Quoting Heiko Schlittermann ([EMAIL PROTECTED]):

> what I understand from SRS is:
> If I use SRS for outgoing messages, bounces to messages I sent should be
> addressed to SRS-"encoded" recipients, not to real real recipients.

In my honest opinion, bounces should always go to the envelope sender
address.
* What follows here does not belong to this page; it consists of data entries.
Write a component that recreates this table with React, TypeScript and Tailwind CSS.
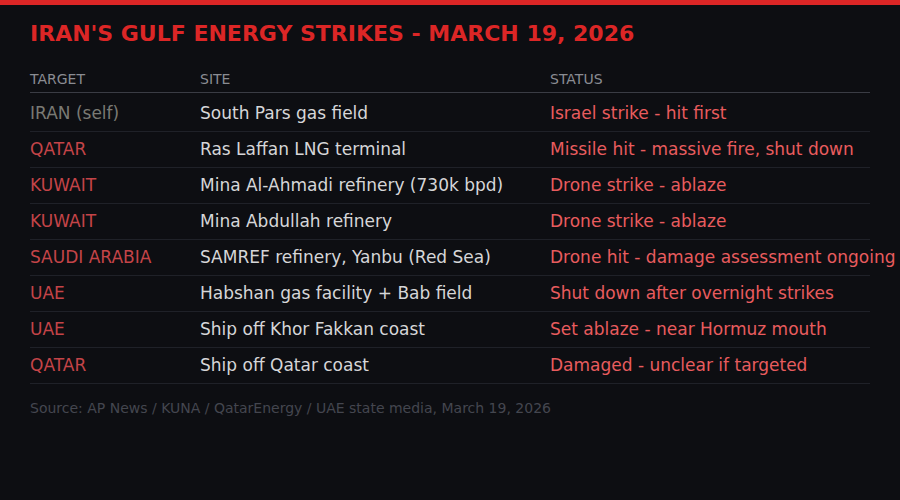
const rows = [
  { target: 'IRAN (self)', site: 'South Pars gas field', status: 'Israel strike - hit first', self: true },
  { target: 'QATAR', site: 'Ras Laffan LNG terminal', status: 'Missile hit - massive fire, shut down' },
  { target: 'KUWAIT', site: 'Mina Al-Ahmadi refinery (730k bpd)', status: 'Drone strike - ablaze' },
  { target: 'KUWAIT', site: 'Mina Abdullah refinery', status: 'Drone strike - ablaze' },
  { target: 'SAUDI ARABIA', site: 'SAMREF refinery, Yanbu (Red Sea)', status: 'Drone hit - damage assessment ongoing' },
  { target: 'UAE', site: 'Habshan gas facility + Bab field', status: 'Shut down after overnight strikes' },
  { target: 'UAE', site: 'Ship off Khor Fakkan coast', status: 'Set ablaze - near Hormuz mouth' },
  { target: 'QATAR', site: 'Ship off Qatar coast', status: 'Damaged - unclear if targeted' },
];

export default function App() {
  return (
    <div className="h-[500px] w-[900px] overflow-hidden bg-[#0d0e12] font-['DejaVu_Sans',sans-serif]">
      <div className="h-[5px] bg-[#dc2626]" />
      <div className="px-[30px] pt-[16px]">
        <h1 className="text-[22px] font-bold leading-[26px] text-[#dc2626]">
          IRAN'S GULF ENERGY STRIKES - MARCH 19, 2026
        </h1>
        <div className="mt-[24px] w-[840px]">
          <div className="mb-[3px] flex border-b border-[#3a3c44] pb-[4px] text-[14px] leading-[17px] text-[#8a8c92]">
            <div className="w-[170px] shrink-0">TARGET</div>
            <div className="w-[350px] shrink-0">SITE</div>
            <div>STATUS</div>
          </div>
          {rows.map((r, i) => (
            <div key={i} className="flex h-[36px] items-center whitespace-nowrap border-b border-[#1f2128] pt-[1px] text-[17px]">
              <div className={`w-[170px] shrink-0 ${r.self ? 'text-[#7a7a74]' : 'text-[#c44448]'}`}>{r.target}</div>
              <div className="w-[350px] shrink-0 text-[#d6d6d8]">{r.site}</div>
              <div className="text-[#e85c5e]">{r.status}</div>
            </div>
          ))}
        </div>
        <div className="mt-[16px] text-[14px] leading-[17px] text-[#44464f]">
          Source: AP News / KUNA / QatarEnergy / UAE state media, March 19, 2026
        </div>
      </div>
    </div>
  );
}
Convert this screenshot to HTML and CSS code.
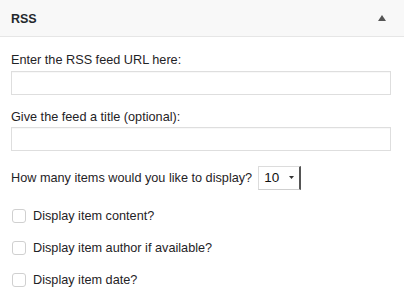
FILE: index.html
```html
<!DOCTYPE html>
<html>
<head>
<meta charset="utf-8">
<link rel="stylesheet" href="styles.css">
</head>
<body>
<div class="widget">
  <div class="widget-head">
    <span class="widget-title">RSS</span>
    <svg class="toggle" width="8" height="6" viewBox="0 0 8 6"><path d="M0 6 L4 0 L8 6 Z" fill="#555"/></svg>
  </div>
  <div class="widget-body">
    <label class="field-label">Enter the RSS feed URL here:</label>
    <div class="text-input"></div>
    <label class="field-label second">Give the feed a title (optional):</label>
    <div class="text-input"></div>
    <div class="select-row">
      <span class="select-label">How many items would you like to display?</span>
      <span class="select">
        <span class="select-value">10</span>
        <svg class="select-arrow" width="5" height="3" viewBox="0 0 5 3"><path d="M0 0 L5 0 L2.5 3 Z" fill="#333"/></svg>
      </span>
    </div>
    <div class="check-row"><span class="checkbox"></span><span class="check-label">Display item content?</span></div>
    <div class="check-row"><span class="checkbox"></span><span class="check-label">Display item author if available?</span></div>
    <div class="check-row"><span class="checkbox"></span><span class="check-label">Display item date?</span></div>
  </div>
</div>
</body>
</html>
```
FILE: styles.css
```css
html, body {
  margin: 0;
  padding: 0;
  background: #fff;
}
body {
  font-family: "Liberation Sans", Arial, Helvetica, sans-serif;
  font-size: 12.7px;
  color: #1f2326;
}
.widget {
  width: 404px;
}
.widget-head {
  height: 37px;
  background: #f8f8f8;
  border-bottom: 1px solid #e6e6e6;
  display: flex;
  align-items: center;
  justify-content: space-between;
  padding: 0 18px 0 11px;
  box-sizing: border-box;
}
.widget-title {
  font-weight: bold;
  font-size: 12.5px;
  color: #23282d;
  padding-top: 1px;
}
.toggle {
  margin-top: -1px;
}
.widget-body {
  padding: 15px 13px 0 11px;
  display: flex;
  flex-direction: column;
}
.field-label {
  display: block;
  line-height: 16px;
  height: 16px;
  margin-bottom: 3px;
}
.field-label.second {
  margin-top: 14px;
  margin-bottom: 2px;
}
.text-input {
  height: 22px;
  border: 1px solid #dedede;
  background: #fff;
  box-shadow: inset 0 1px 1px rgba(0,0,0,0.03);
}
.select-row {
  display: flex;
  align-items: center;
  margin-top: 14px;
  height: 25px;
}
.select-label {
  line-height: 16px;
}
.select {
  margin-left: 6px;
  width: 43px;
  height: 24px;
  box-sizing: border-box;
  border: 1px solid #dcdcdc;
  border-right: 2px solid #555;
  border-bottom-color: #cfcfcf;
  display: flex;
  align-items: center;
  justify-content: space-between;
  padding: 0 5px 0 5px;
  background: #fff;
}
.select-value {
  font-size: 13.5px;
  color: #111;
}
.check-row {
  display: flex;
  align-items: center;
  height: 16px;
  margin-top: 16px;
}
.select-row + .check-row {
  margin-top: 18px;
}
.checkbox {
  width: 14px;
  height: 14px;
  box-sizing: border-box;
  border: 1px solid #d0d0d0;
  border-radius: 3px;
  margin-left: 1px;
  background: #fff;
}
.check-label {
  margin-left: 7px;
  line-height: 16px;
}
```
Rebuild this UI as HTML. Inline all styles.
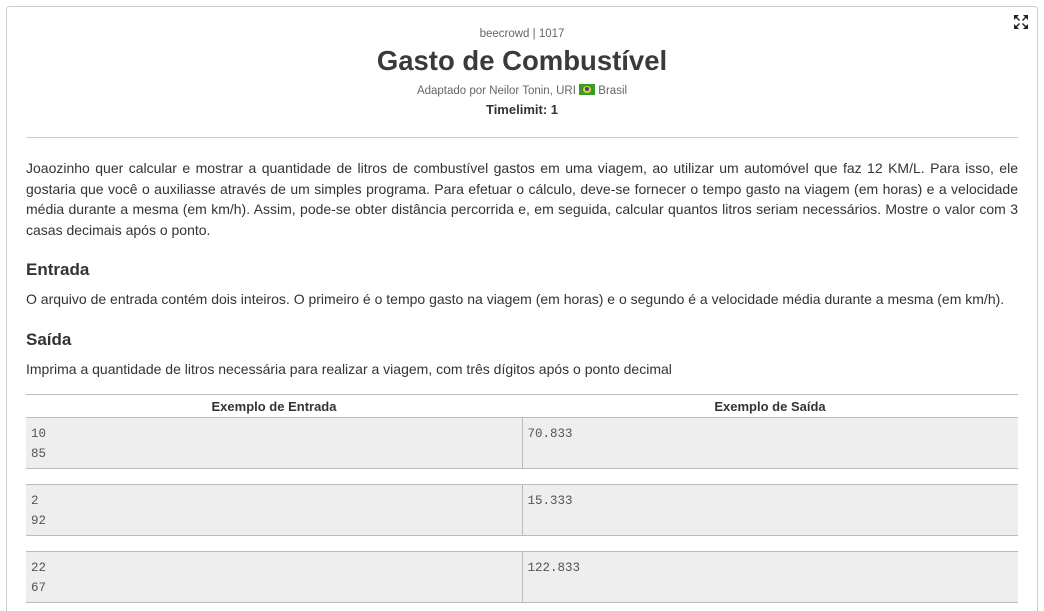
<!DOCTYPE html>
<html><head><meta charset="utf-8"><style>
html,body{margin:0;height:610px;overflow:hidden;background:#fff;font-family:"Liberation Sans",sans-serif;color:#3a3a3a;}
.box{position:absolute;left:6px;top:6px;width:1030px;height:604px;border:1px solid #ccc;border-bottom:none;border-radius:4px 4px 0 0;}
.hdr{position:absolute;left:0;width:1044px;text-align:center;}
.txt{position:absolute;left:26px;width:992px;font-size:14px;line-height:20.5px;text-align:justify;color:#333;}
h3{position:absolute;left:26px;margin:0;font-size:17px;font-weight:bold;color:#333;}
table{position:absolute;left:26px;width:992px;border-collapse:collapse;font-size:13px;}
td{border-top:1px solid #bbb;border-bottom:1px solid #bbb;background:#eee;vertical-align:top;font-family:"Liberation Mono",monospace;font-size:12.5px;color:#555;padding:6px 5px 4px;line-height:20px;height:39px;box-sizing:border-box}
td.l{border-right:1px solid #bbb;width:496px}
th{border-top:1px solid #bbb;font-weight:bold;height:22px;padding:0;color:#333}
</style></head><body>
<div class="box"></div>
<svg style="position:absolute;left:1013px;top:14px" width="16" height="16" viewBox="0 0 16 16"><g fill="#222"><path d="M1 1h5l-2 2 3 3-1 1-3-3-2 2z"/><path d="M15 1h-5l2 2-3 3 1 1 3-3 2 2z"/><path d="M1 15h5l-2-2 3-3-1-1-3 3-2-2z"/><path d="M15 15h-5l2-2-3-3 1-1 3 3 2-2z"/></g></svg>
<div class="hdr" style="top:28px;font-size:11.5px;color:#666">beecrowd | 1017</div>
<div class="hdr" style="top:45px;font-size:27.5px;font-weight:bold;color:#3a3a3a">Gasto de Combustível</div>
<div class="hdr" style="top:84px;font-size:11.5px;color:#666">Adaptado por Neilor Tonin, URI <span style="display:inline-block;width:16px;height:11px;background:#3a9a2a;vertical-align:-1px;position:relative"><span style="position:absolute;left:4px;top:2px;width:8px;height:7px;background:#e8d020;border-radius:50%"></span><span style="position:absolute;left:6px;top:3px;width:4px;height:4px;background:#2a4a9a;border-radius:50%"></span></span> Brasil</div>
<div class="hdr" style="top:102px;font-size:13px;font-weight:bold;color:#333">Timelimit: 1</div>
<div style="position:absolute;left:26px;top:137px;width:992px;border-top:1px solid #ccc"></div>
<div class="txt" style="top:158px">Joaozinho quer calcular e mostrar a quantidade de litros de combustível gastos em uma viagem, ao utilizar um automóvel que faz 12 KM/L. Para isso, ele gostaria que você o auxiliasse através de um simples programa. Para efetuar o cálculo, deve-se fornecer o tempo gasto na viagem (em horas) e a velocidade média durante a mesma (em km/h). Assim, pode-se obter distância percorrida e, em seguida, calcular quantos litros seriam necessários. Mostre o valor com 3 casas decimais após o ponto.</div>
<h3 style="top:260px">Entrada</h3>
<div class="txt" style="top:289px">O arquivo de entrada contém dois inteiros. O primeiro é o tempo gasto na viagem (em horas) e o segundo é a velocidade média durante a mesma (em km/h).</div>
<h3 style="top:330px">Saída</h3>
<div class="txt" style="top:359px">Imprima a quantidade de litros necessária para realizar a viagem, com três dígitos após o ponto decimal</div>
<table style="top:394px"><tr><th>Exemplo de Entrada</th><th>Exemplo de Saída</th></tr>
<tr><td class="l" style="height:51px">10<br>85</td><td style="height:51px">70.833</td></tr></table>
<table style="top:484px"><tr><td class="l" style="height:51px">2<br>92</td><td style="height:51px">15.333</td></tr></table>
<table style="top:551px"><tr><td class="l" style="height:51px">22<br>67</td><td style="height:51px">122.833</td></tr></table>
</body></html>
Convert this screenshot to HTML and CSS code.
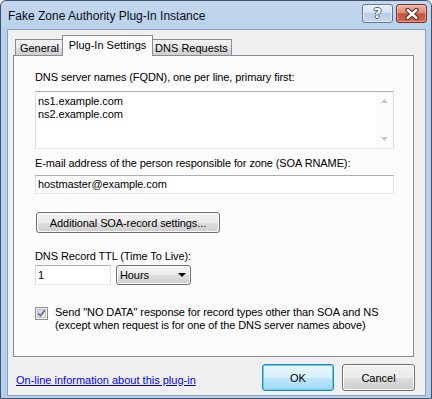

E.g. the one specified at SMTP time, the one you've verified to
have MX-records using verify = sender.

A DSN originates from a null sender to stop loops, normal email should
(again in my honest opinion) never be sent from a null sender address.
So i drop every DSN to addresses that are 'protected' by SRS and that
doesn't meet my SRS policy.

> Who is wrong here?  Should SORBS use valid non-null sender addresses or
> should I forget thinking about SRS?

I'd say SORBS.

> [ In case SORBS is wrong - does anybody here know some folks from SORBS
> to ask for a fix? ]

Better would be to implement a whitelist in your SRS-check, like i did.
You'll find it hard to convince people to change their setup because you
have a problem.

I can whielist certain hosts so they pass the test. In my case it was
necessary because of broken MTA's doing callouts using null sender
address where they should've used [EMAIL PROTECTED] F.e.
the mysql mailinglistserver does that.